For nearly two decades, the India Today SOTS study has served as a report card on the performance of India’s states. Over the years, it has evolved in scope and methodology and become the most comprehensive and credible benchmark for assessing the socio-economic standing of a state.
This being a pandemic year, the annual India Today-MDRA SOTS study assumes added significance, to help policymakers and stakeholders identify the potential and the pitfalls of every state.
Three years after we changed the parameters of our study to make it more inclusive, there have been a few interesting trends. Tamil Nadu has emerged as the best-performing state among the big states for three consecutive years, while Assam has retained that honour in the most improved category. In the small states, too, Goa has been the best performing state overall for three years in a row.

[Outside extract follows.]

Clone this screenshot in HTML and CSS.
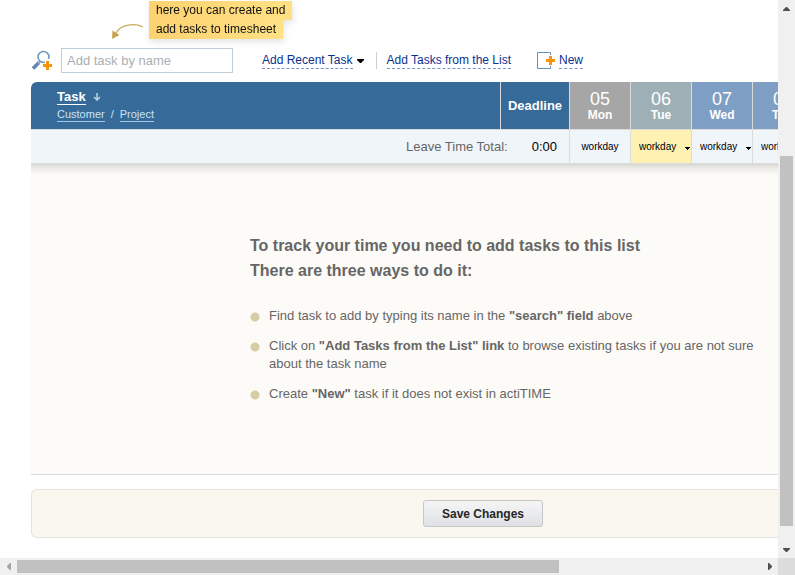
FILE: index.html
```html
<!DOCTYPE html>
<html lang="en">
<head>
<meta charset="utf-8">
<title>Timesheet</title>
<link rel="stylesheet" href="styles.css">
</head>
<body>
<div class="window">
  <main class="pane">
    <div class="hint">
      <svg class="hint-arrow" width="34" height="18" viewBox="0 0 34 18" aria-hidden="true">
        <path d="M32 6C24 2 10 3 5 12" fill="none" stroke="#c9aa5b" stroke-width="1.3"/>
        <path d="M1 18L1.500 9.500L4.500 11.500L8.500 14Z" fill="#c9a24d"/>
      </svg>
      <div class="hint-text">
        <div class="hint-line">here you can create and</div>
        <div class="hint-line">add tasks to timesheet</div>
      </div>
    </div>

    <form class="toolbar">
      <label class="search-label" for="task-search" aria-label="Add task by name">
        <svg width="22" height="22" viewBox="0 0 22 22">
          <path d="M1 18.500L7 12.500" stroke="#5f87ac" stroke-width="3.500"/>
          <path d="M6 13.500L8.500 11" stroke="#8cabc7" stroke-width="2"/>
          <circle cx="11.500" cy="7" r="5.500" fill="#fff" stroke="#7196b8" stroke-width="1.500"/>
          <path d="M15.500 9V21M10 15.500H21" stroke="#fff" stroke-width="5"/>
          <path d="M15.500 11V20M11 15.500H20" stroke="#f7940a" stroke-width="3"/>
        </svg>
      </label>
      <input class="search" id="task-search" type="text" placeholder="Add task by name">
      <a class="link recent" href="#">Add Recent Task</a>
      <svg class="caret" width="7" height="4" viewBox="0 0 7 4"><path d="M0 0H7V1L4 4H3L0 1Z" fill="#000"/></svg>
      <span class="separator"></span>
      <a class="link" href="#">Add Tasks from the List</a>
      <svg class="new-icon" width="19" height="18" viewBox="0 0 19 18" aria-hidden="true">
        <path d="M13.500 3V.5H.5V16.500H13.500V14" fill="none" stroke="#6991b5"/>
        <path d="M13.500 4V13M9 8.500H18" stroke="#f7940a" stroke-width="3"/>
      </svg>
      <a class="link" href="#">New</a>
    </form>

    <table class="sheet">
      <thead>
        <tr>
          <th class="task-head">
            <div class="task-row"><a class="sort" href="#">Task</a>
              <svg width="8" height="8" viewBox="0 0 8 8"><path d="M4 0V7M1 4L4 7L7 4" fill="none" stroke="#b9d3e6" stroke-width="1.500"/></svg>
            </div>
            <div class="sub-row"><a class="sub" href="#">Customer</a><span>/</span><a class="sub" href="#">Project</a></div>
          </th>
          <th class="deadline">Deadline</th>
          <th class="day today-off"><span class="date">05</span>Mon</th>
          <th class="day current"><span class="date">06</span>Tue</th>
          <th class="day"><span class="date">07</span>Wed</th>
          <th class="day"><span class="date">08</span>Thu</th>
        </tr>
      </thead>
      <tbody>
        <tr>
          <td class="leave" colspan="2">
            <div class="leave-row"><span>Leave Time Total:</span><span class="total">0:00</span></div>
          </td>
          <td class="status plain">workday</td>
          <td class="status marked"><select class="kind" aria-label="Tuesday"><option>workday</option></select></td>
          <td class="status"><select class="kind" aria-label="Wednesday"><option>workday</option></select></td>
          <td class="status"><select class="kind" aria-label="Thursday"><option>workday</option></select></td>
        </tr>
      </tbody>
    </table>

    <section class="empty">
      <div class="guide">
        <h1 class="title">To track your time you need to add tasks to this list<br>There are three ways to do it:</h1>
        <ul class="ways">
          <li class="way">Find task to add by typing its name in the <b>"search" field</b> above</li>
          <li class="way">Click on <b>"Add Tasks from the List" link</b> to browse existing tasks if you are not sure about the task name</li>
          <li class="way">Create <b>"New"</b> task if it does not exist in actiTIME</li>
        </ul>
      </div>
    </section>

    <footer class="actions">
      <button class="save" type="button">Save Changes</button>
    </footer>
  </main>

  <div class="bar vertical">
    <span class="bar-end"><svg width="7" height="4" viewBox="0 0 7 4"><path d="M0 4V3L3 0H4L7 3V4Z" fill="#505050"/></svg></span>
    <span class="v-before"></span><span class="thumb v-thumb"></span><span class="v-after"></span>
    <span class="bar-end"><svg width="7" height="4" viewBox="0 0 7 4"><path d="M0 0V1L3 4H4L7 1V0Z" fill="#505050"/></svg></span>
  </div>
  <div class="bar horizontal">
    <span class="bar-end"><svg width="4" height="7" viewBox="0 0 4 7"><path d="M4 0H3L0 3V4L3 7H4Z" fill="#a3a3a3"/></svg></span>
    <span class="thumb h-thumb"></span><span class="h-after"></span>
    <span class="bar-end"><svg width="4" height="7" viewBox="0 0 4 7"><path d="M0 0H1L4 3V4L1 7H0Z" fill="#505050"/></svg></span>
  </div>
  <div class="corner"></div>
</div>
</body>
</html>
```
FILE: styles.css
```css
* { box-sizing: border-box; }

body {
  margin: 0;
  background: #fff;
  font-family: "Liberation Sans", Arial, sans-serif;
  font-size: 12px;
}

.window {
  display: grid;
  grid-template-columns: minmax(0, 1fr) 17px;
  grid-template-rows: minmax(0, 1fr) 17px;
  height: 100vh;
}

.pane {
  overflow: hidden;
  padding: 1px 0 0 31px;
}

/* Hint above the toolbar */
.hint { display: flex; padding-left: 80px; }
.hint-arrow { margin: 20px 4px 0 0; }
.hint-text {
  display: flex;
  flex-direction: column;
  align-items: flex-start;
  filter: drop-shadow(1px 3px 3px #e4e4e4);
}
.hint-line {
  padding: 0 7px;
  line-height: 19px;
  color: #111;
  background: linear-gradient(90deg, #fdd271, #ffe184);
}

/* Toolbar */
.toolbar { display: flex; align-items: center; height: 43px; }
.search-label { display: flex; width: 30px; padding-left: 1px; }
.search {
  width: 172px;
  height: 25px;
  margin-right: 29px;
  padding: 0 5px;
  border: 1px solid #bfcbd5;
  background: #fff;
  font: 13px "Liberation Sans", Arial, sans-serif;
}
.search::placeholder { color: #a9afb4; }
.link {
  border-bottom: 1px dashed #7d92cc;
  color: #0b318f;
  line-height: 15px;
  text-decoration: none;
  white-space: nowrap;
}
.caret { margin-left: 4px; }
.separator { width: 1px; height: 17px; margin: 0 10px 0 12px; background: #c8d0d7; }
.new-icon { margin: 0 3px 0 26px; }

/* Timesheet */
.sheet {
  width: calc(100% + 36px);
  border-collapse: separate;
  border-spacing: 0;
  table-layout: fixed;
}
.sheet th, .sheet td { padding: 0; border-right: 1px solid #dbdbdb; border-bottom: 1px solid #dbdbdb; }
.sheet th { height: 48px; background: #356a99; color: #fff; }
.sheet td { height: 34px; background: #f0f5fa; }
.sheet .task-head { padding: 0 26px; border-radius: 6px 0 0 0; text-align: left; }
.task-row { display: flex; align-items: center; gap: 7px; }
.sort {
  border-bottom: 1px solid #fff;
  color: #fff;
  font-size: 13px;
  line-height: 15px;
  text-decoration: none;
}
.sub-row { display: flex; gap: 6px; margin-top: 3px; color: #c8e3f5; font-size: 11px; font-weight: normal; line-height: 13px; }
.sub { border-bottom: 1px solid #a4c7df; color: #c8e3f5; text-decoration: none; }
.sheet .deadline { width: 69px; font-size: 13px; }
.sheet .day { width: 61px; background: #7e9ec4; line-height: 14px; }
.sheet .today-off { background: #a6a6a6; }
.sheet .current { background: #9eafb5; }
.date { display: block; font-size: 18px; font-weight: normal; line-height: 18px; }
.leave-row { display: flex; justify-content: flex-end; gap: 24px; padding-right: 12px; color: #666; font-size: 13px; }
.total { color: #000; }
.status { font-size: 10px; }
.plain { text-align: center; }
.sheet .marked { background: #fff1b2; }
.kind {
  display: block;
  width: 100%;
  height: 33px;
  padding: 0 0 0 8px;
  border: 0;
  appearance: none;
  background:
    linear-gradient(#000, #000) right 1px top 17px / 5px 1px no-repeat,
    linear-gradient(#000, #000) right 2px top 18px / 3px 1px no-repeat,
    linear-gradient(#000, #000) right 3px top 19px / 1px 1px no-repeat;
  color: #000;
  font: 10px "Liberation Sans", Arial, sans-serif;
}

/* Empty timesheet */
.empty {
  height: 311px;
  padding: 69px 0 0 219px;
  border-bottom: 1px solid #dbdbdb;
  background: linear-gradient(#d8d8d3, #efede9 5px, #fdfbf7 11px);
  color: #666;
}
.guide { max-width: 520px; }
.title { margin: 0; font-size: 16px; line-height: 25px; }
.ways { margin: 24px 0 0; padding: 0; list-style: none; font-size: 13px; line-height: 18px; }
.way {
  margin-bottom: 12px;
  padding-left: 19px;
  background: radial-gradient(circle at 5px 10px, #d3cca5 4px, transparent 5px);
}

/* Footer */
.actions {
  display: flex;
  margin-top: 14px;
  padding: 10px 0 10px 391px;
  border: 1px solid #e3e3df;
  border-right: 0;
  border-radius: 6px 0 0 6px;
  background: #faf7ef;
}
.save {
  width: 120px;
  height: 27px;
  padding: 0;
  border: 1px solid #c5c7c9;
  border-radius: 3px;
  background: linear-gradient(#f5f5f6, #dfe1e4);
  color: #272727;
  font: bold 12px "Liberation Sans", Arial, sans-serif;
}

/* Scroll bars */
.bar { display: flex; background: #f0f0f0; }
.vertical { flex-direction: column; }
.bar-end { display: flex; flex: 0 0 17px; align-items: center; justify-content: center; }
.thumb { background: #c1c1c1; }
.v-before { flex: 139; }
.v-thumb { flex: 370; margin: 0 2px; }
.v-after { flex: 15; }
.h-thumb { flex: 542; margin: 2px 0; }
.h-after { flex: 202; }
.corner { background: #dcdcdc; }
```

This year, our newly introduced category, ‘leader in the fight against Covid-19’, takes note of the fact that states are on the front line against the pandemic. This one-time ranking assesses their performance and preparedness in combating the spread of the virus and reducing fatalities. We evaluated their tests per million, positivity rate, recovery rate, mortality rate, population density, total available isolation beds, hospitals for Covid-19 patients relative to population and contribution to their disaster management fund. As we navigate these troubled times, India Today SOTS study aims to be the beacon and platform for recording the fascinating growth story of India’s states. For, the country can prosper only when its states prosper, and each one pulls its weight.